Japan: Kirin counting on beer dispenser to help boost sales
Japan's Kirin Holdings is counting on its beer dispenser to help boost sales which had fallen for 16 straight years, the Nikkei Asian Review reported on March 20.
Kirin said it hopes its compact beer dispenser, Home Tap, will draw 100,000 subscribers this year. The company had rolled out the machine, which dispenses beer with a foamy head, in 2017 but a production bottleneck meant that it was unable to offer the service on a large scale until now.
"I want to make the beer market attractive at any cost," Takayuki Fuse, CEO of Kirin Brewery, a unit of Kirin Holdings told reporters recently at a news conference. He called Home Tap "an important pillar" for the business and "one of its efforts to revitalize the beer market."
The subscription service is for a range of fresh beer, including Kirin's key Ichiban Shibori brand, as well as craft beers. Subscribers only pay for the beers and get Home Tap for free during their term.
Even before the coronavirus outbreak, the Japanese beer industry has been facing a fall in consumption. In addition to increasing health consciousness, changes in the workplace -- due to more telecommuting and less obligatory socializing with bosses -- mean fewer people are hitting the pubs.
For Kirin, the price for a glass of 350 ml beer for Home Tap at around 400 yen ($3.67) is more profitable than canned beer sold in supermarkets.
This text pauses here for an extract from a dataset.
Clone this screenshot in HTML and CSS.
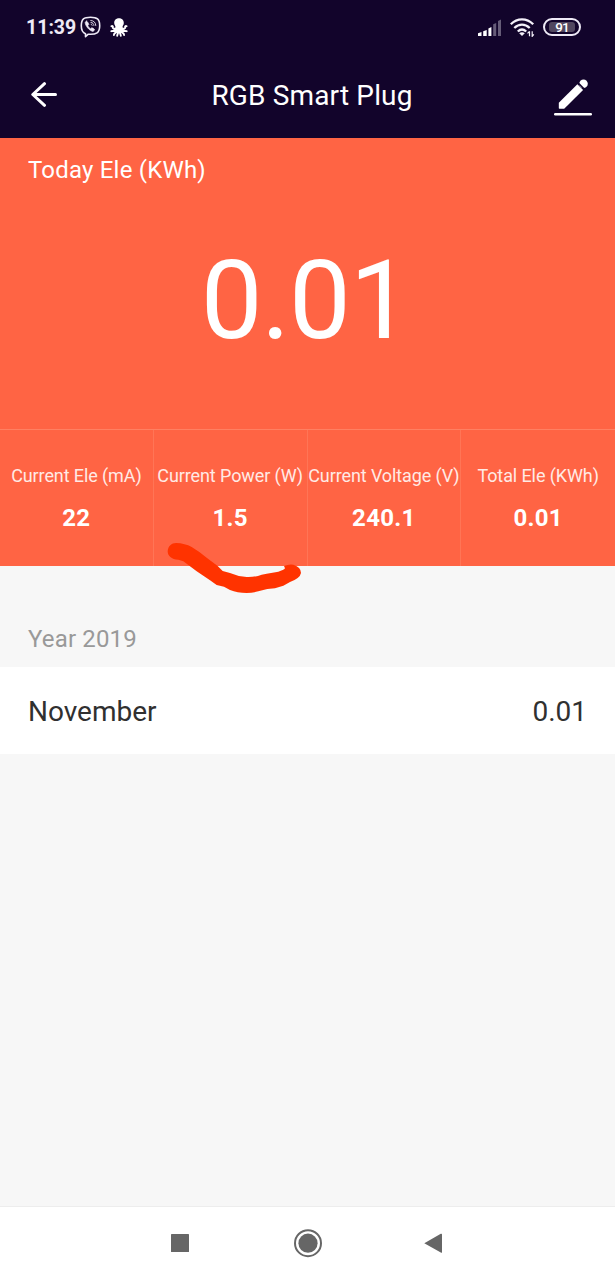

Kirin expects Home Tap to help boost its alcohol sales by 6.6% to 694.4 billion yen in 2021. To achieve this target, it will also focus on the craft beer business. The company in March launched a new craft beer brand called Spring Valley. It hopes to sell 20,000 kiloliters of Spring Valley and expand its craft beer market by 1.5 times from the current level within a year.